Getting into a workout routine with regulars at a gym taps into that feeling again.  Same thing happens with bars, as drinking is such a totem of college culture and our 20’s.  I’ve seen with my own experience in gyms, it’s a good feeling to have that, to see familiar faces and make these floating friendships in gyms.  I really like a lot of the people I work out with because I can see some very positive things in them, mainly the discipline and resolve to keep showing up and doing what we do.


The biggest criticism of Crossfit I’ve seen is that it doesn’t prepare the student for anything, i.e., the best you could hope for is to be in some type of ESPN-sponsored Crossfit games.  But this is bullshit.  As far as I’m concerned, unless you’re a professional athlete or highly-ranked amateur, any workout you do as an adult is a means to an end.  It’s good in and of itself, whatever it is.  It keeps you occupied, healthy and sane, and gives you a sense of structure that most people could use.  I’m not going to be a professional or amateur boxer.  I’m not even going to spar or take any sort of contact self-defense class.  The workout, in and of itself, does enough for me in terms of keeping me fit and connected in many senses.  Any good workout will do that.

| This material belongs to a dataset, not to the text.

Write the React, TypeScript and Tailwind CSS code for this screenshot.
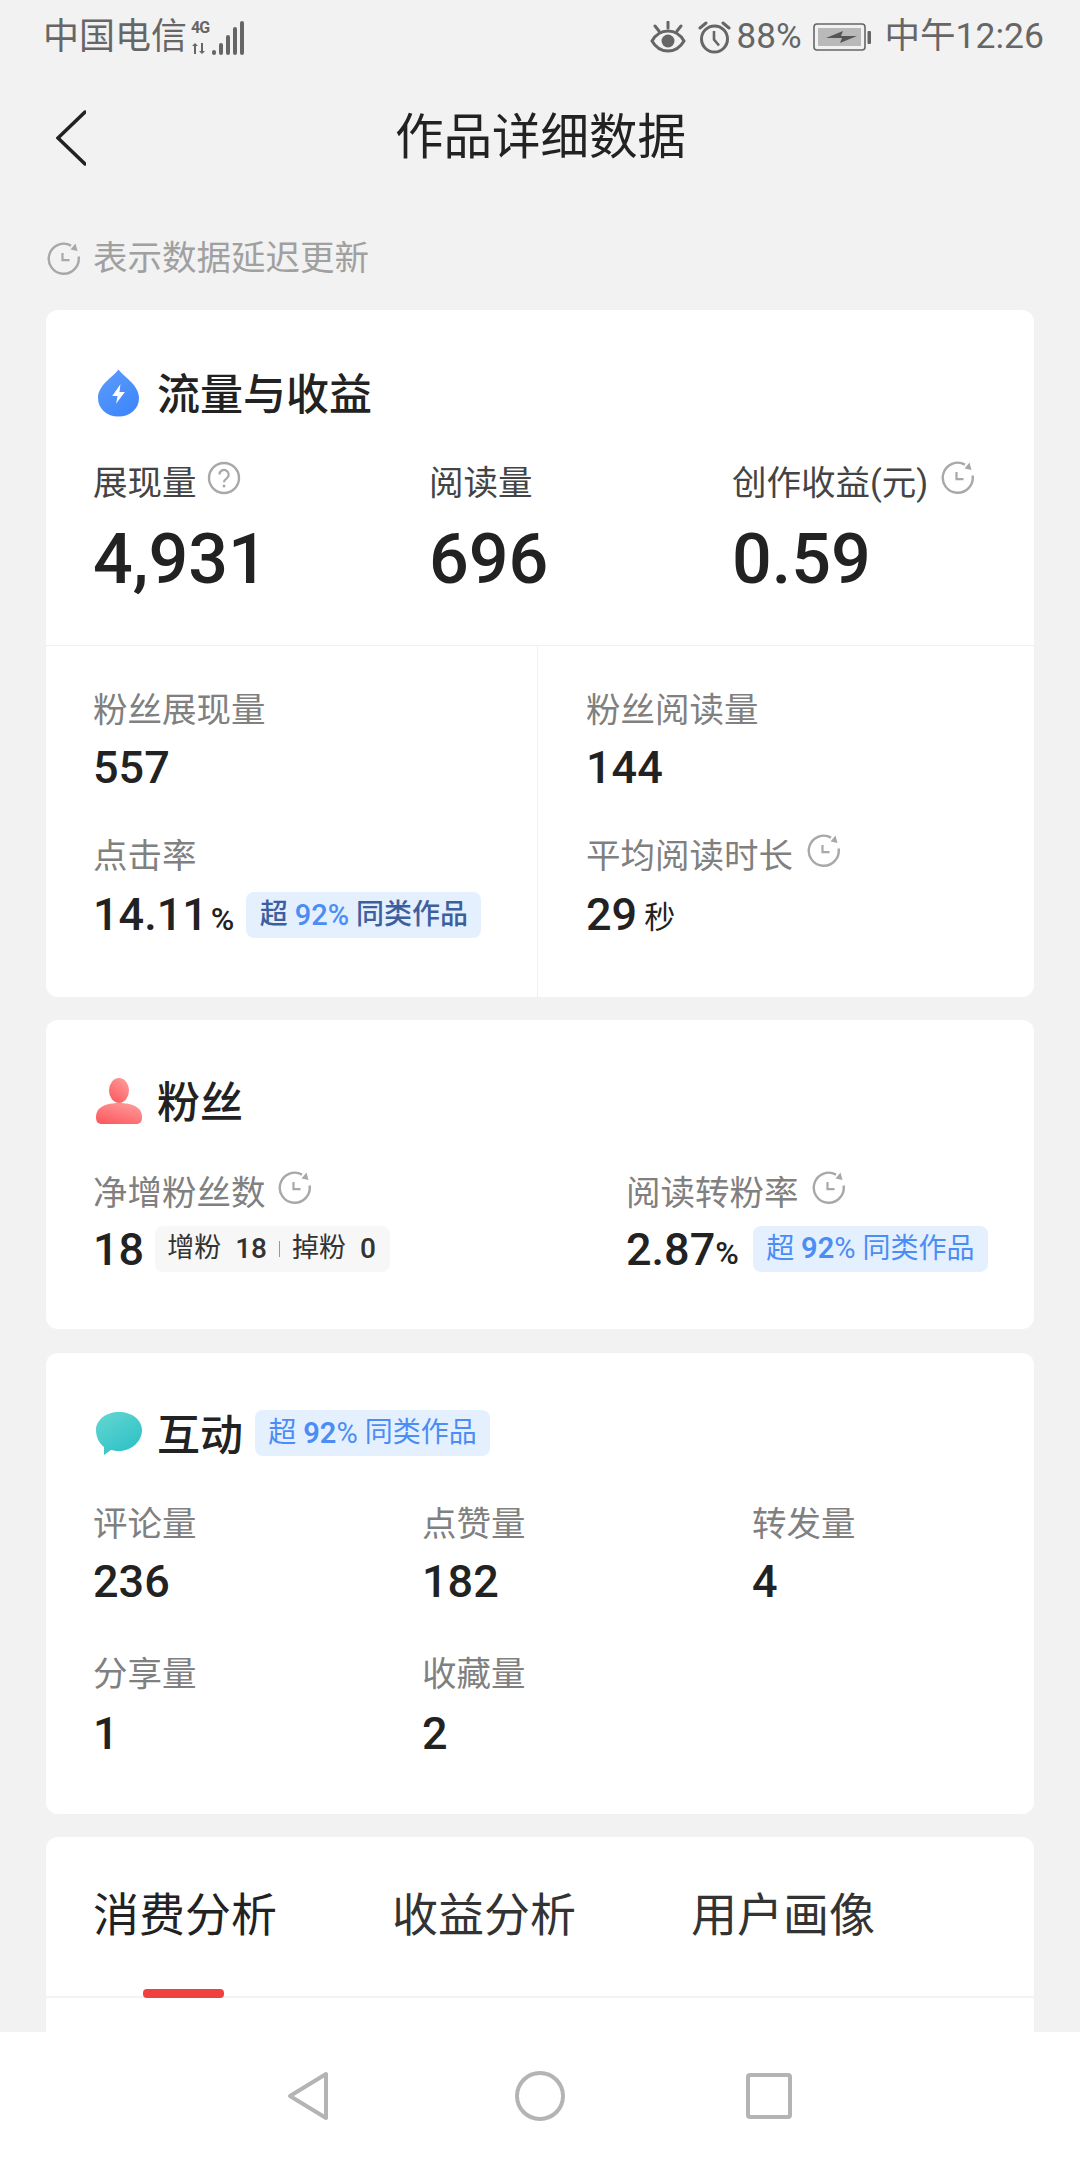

So I can’t criticize Crossfit for providing people with the same thing I feel towards my workout.  The macho swagger?  The weird culture?  The quasi-religious rhetoric so many followers espouse?  If you spend time around gyms, all these are standard issue.  I’m paying good money every month to keep myself in reasonably good physical condition, not conduct sociological research or measure myself against anyone else.  Crossfit will come and go, and so shall I.  The day will come when I’ll no longer go to gyms and most likely view walking every day as a good workout.